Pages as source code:

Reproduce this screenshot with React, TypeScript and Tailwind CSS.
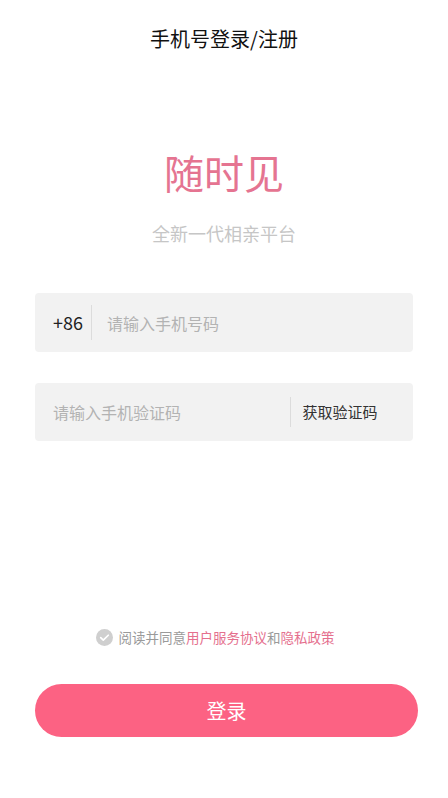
import React from "react"

const font = { fontFamily: '"Noto Sans CJK SC", "Noto Sans", sans-serif' }

function CheckCircle() {
  return (
    <svg viewBox="0 0 18 18" className="h-[17px] w-[17px]">
      <circle cx="9" cy="9" r="9" fill="#cfcfcf" />
      <path d="M5 9.2l2.7 2.6L13 6.6" fill="none" stroke="#fff" strokeWidth="1.8" strokeLinecap="round" strokeLinejoin="round" />
    </svg>
  )
}

export default function App() {
  return (
    <div className="flex min-h-[798px] w-full flex-col bg-white" style={font}>
      <h1 className="mt-[27px] text-center text-[20px] leading-[24px] font-normal text-[#111]">手机号登录/注册</h1>

      <div className="mt-[97px] text-center text-[40px] leading-[48px] text-[#e57491]">随时见</div>
      <div className="mt-[25px] text-center text-[18px] leading-[24px] text-[#c6c6c6]">全新一代相亲平台</div>

      <div className="mx-[35px] mt-[48px] flex h-[59px] items-center rounded-[4px] bg-[#f2f2f2]">
        <span className="pl-[18px] text-[18px] text-[#222]">+86</span>
        <span className="ml-[8px] h-[35px] w-px bg-[#dcdcdc]" />
        <input
          className="ml-[15px] flex-1 bg-transparent text-[16px] outline-none placeholder:text-[#b3b3b3]"
          placeholder="请输入手机号码"
        />
      </div>

      <div className="mx-[35px] mt-[31px] flex h-[58px] items-center rounded-[4px] bg-[#f2f2f2]">
        <input
          className="ml-[18px] w-0 flex-1 bg-transparent text-[16px] outline-none placeholder:text-[#b3b3b3]"
          placeholder="请输入手机验证码"
        />
        <span className="h-[30px] w-px bg-[#dcdcdc]" />
        <button className="w-[122px] pr-[24px] text-center text-[15px] text-[#333]">获取验证码</button>
      </div>

      <div className="mt-[186px] flex items-center justify-center gap-[6px] pr-[18px] text-[13.5px] leading-[20px]">
        <CheckCircle />
        <span className="text-[#9a9a9a]">
          阅读并同意<span className="text-[#e5708e]">用户服务协议</span>和<span className="text-[#e5708e]">隐私政策</span>
        </span>
      </div>

      <button className="mt-[37px] ml-[35px] mr-[30px] h-[53px] rounded-full bg-[#fc6283] text-[20px] text-white">登录</button>
    </div>
  )
}
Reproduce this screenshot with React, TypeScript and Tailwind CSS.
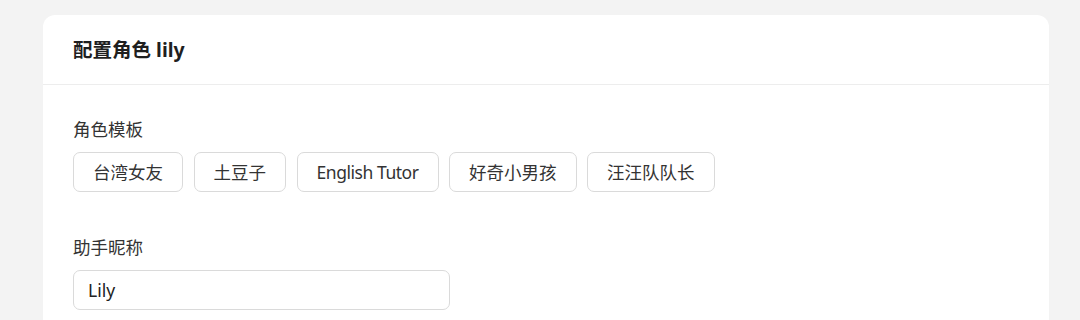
import React from "react";

const font = { fontFamily: '"Noto Sans", "Noto Sans CJK SC", sans-serif' };

export default function App() {
  const templates = ["台湾女友", "土豆子", "English Tutor", "好奇小男孩", "汪汪队队长"];
  return (
    <div className="min-h-[320px] w-[1080px] bg-[#f3f3f3] pt-[15px] pl-[43px] pr-[31px]" style={font}>
      <div className="rounded-t-[12px] bg-white">
        <div className="flex h-[70px] items-center border-b border-[#ededed] px-[30px]">
          <h1 className="text-[19.5px] font-bold text-[#1f1f1f]">配置角色 lily</h1>
        </div>
        <div className="px-[30px] pt-[31px] pb-[20px]">
          <div className="text-[17.5px] leading-[26px] text-[#333]">角色模板</div>
          <div className="mt-[10px] flex gap-[10.5px]">
            {templates.map((t) => (
              <button
                key={t}
                className={
                  "h-[40px] rounded-[7px] border border-[#dadada] bg-white px-[19px] text-[17.5px] text-[#333] " +
                  (t === "English Tutor" ? "tracking-[-0.45px]" : "")
                }
              >
                {t}
              </button>
            ))}
          </div>
          <div className="mt-[42px] text-[17.5px] leading-[26px] text-[#333]">助手昵称</div>
          <input
            defaultValue="Lily"
            className="mt-[10px] h-[40px] w-[377px] rounded-[7px] border border-[#dadada] px-[14px] text-[17.5px] text-[#222] outline-none"
          />
        </div>
      </div>
    </div>
  );
}
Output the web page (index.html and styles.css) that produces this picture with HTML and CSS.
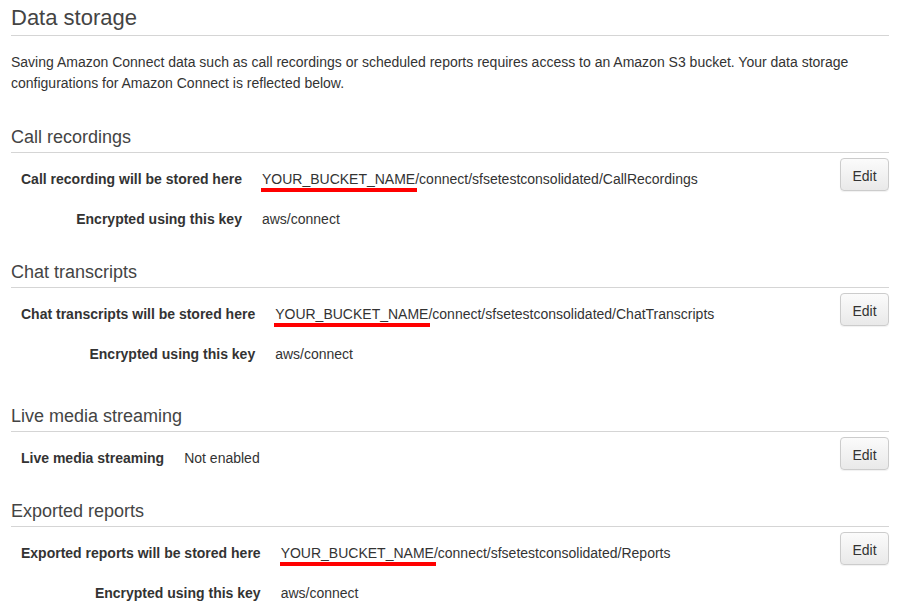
FILE: index.html
```html
<!DOCTYPE html>
<html lang="en">
<head>
<meta charset="utf-8">
<title>Data storage</title>
<link rel="stylesheet" href="styles.css">
</head>
<body>
<main class="page">
  <h1 class="page-title">Data storage</h1>
  <p class="intro">Saving Amazon Connect data such as call recordings or scheduled reports requires access to an Amazon S3 bucket. Your data storage configurations for Amazon Connect is reflected below.</p>

  <section class="section">
    <h2 class="section-title">Call recordings</h2>
    <div class="section-body">
      <div class="fields">
        <div class="label">Call recording will be stored here</div>
        <div class="value"><span class="mark">YOUR_BUCKET_NAME</span>/connect/sfsetestconsolidated/CallRecordings</div>
        <div class="label">Encrypted using this key</div>
        <div class="value">aws/connect</div>
      </div>
      <button class="btn" type="button">Edit</button>
    </div>
  </section>

  <section class="section section-spaced">
    <h2 class="section-title">Chat transcripts</h2>
    <div class="section-body">
      <div class="fields">
        <div class="label">Chat transcripts will be stored here</div>
        <div class="value"><span class="mark">YOUR_BUCKET_NAME</span>/connect/sfsetestconsolidated/ChatTranscripts</div>
        <div class="label">Encrypted using this key</div>
        <div class="value">aws/connect</div>
      </div>
      <button class="btn" type="button">Edit</button>
    </div>
  </section>

  <section class="section">
    <h2 class="section-title">Live media streaming</h2>
    <div class="section-body">
      <div class="fields">
        <div class="label">Live media streaming</div>
        <div class="value">Not enabled</div>
      </div>
      <button class="btn" type="button">Edit</button>
    </div>
  </section>

  <section class="section">
    <h2 class="section-title">Exported reports</h2>
    <div class="section-body">
      <div class="fields">
        <div class="label">Exported reports will be stored here</div>
        <div class="value"><span class="mark">YOUR_BUCKET_NAME</span>/connect/sfsetestconsolidated/Reports</div>
        <div class="label">Encrypted using this key</div>
        <div class="value">aws/connect</div>
      </div>
      <button class="btn" type="button">Edit</button>
    </div>
  </section>
</main>
</body>
</html>
```
FILE: styles.css
```css
html, body {
  margin: 0;
  padding: 0;
  background: #ffffff;
}

body {
  font-family: "Liberation Sans", Arial, Helvetica, sans-serif;
  color: #333333;
  font-size: 14px;
}

.page {
  padding: 0 18px 0 11px;
}

.page-title {
  margin: 4px 0 0;
  padding: 1px 0 4px;
  font-size: 22px;
  line-height: 26px;
  font-weight: normal;
  color: #444444;
  border-bottom: 1px solid #d5d5d5;
}

.intro {
  margin: 16px 0 0;
  font-size: 14px;
  line-height: 21px;
  color: #333333;
}

.section {
  margin-top: 21px;
}

.intro + .section {
  margin-top: 31px;
}

.section-spaced {
  padding-bottom: 9px;
}

.section-title {
  margin: 0;
  padding: 1px 0 4px;
  font-size: 18px;
  line-height: 22px;
  font-weight: normal;
  color: #444444;
  border-bottom: 1px solid #d5d5d5;
}

.section-body {
  display: flex;
  align-items: flex-start;
  justify-content: space-between;
  padding-top: 5px;
}

.fields {
  display: grid;
  grid-template-columns: auto auto;
  grid-auto-rows: 40px;
  line-height: 40px;
  padding-top: 1px;
}

.label {
  font-weight: bold;
  text-align: right;
  padding: 0 20px 0 10px;
  color: #333333;
  white-space: nowrap;
}

.value {
  color: #333333;
  white-space: nowrap;
}

.mark {
  position: relative;
}

.mark::after {
  content: "";
  position: absolute;
  left: -1px;
  right: -2px;
  bottom: -5px;
  height: 4px;
  background: #ff0000;
}

.btn {
  width: 49px;
  height: 33px;
  padding: 2px 0 0;
  font-family: inherit;
  font-size: 14px;
  color: #333333;
  background: linear-gradient(#fbfbfb, #e9e9e9);
  border: 1px solid #cccccc;
  border-radius: 4px;
  box-shadow: 0 1px 1px rgba(0, 0, 0, 0.06);
}
```
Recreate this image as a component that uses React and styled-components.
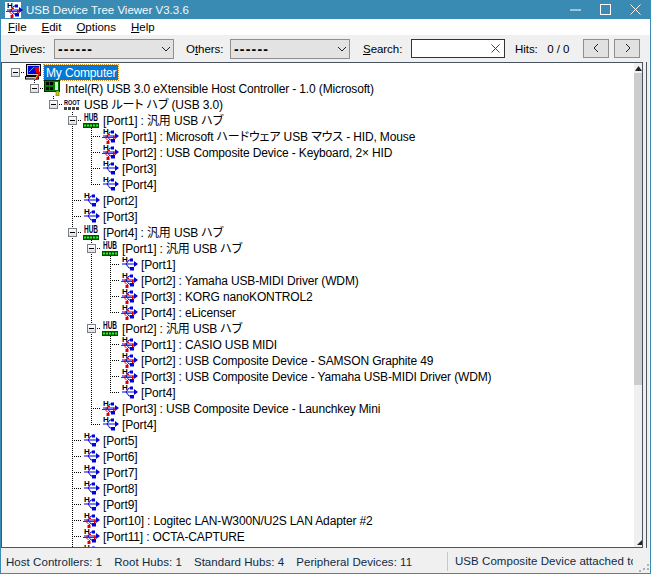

What you need to do:
Count how many lines of the material hold the string "that". Give the number and nothing more.

Full answer:
2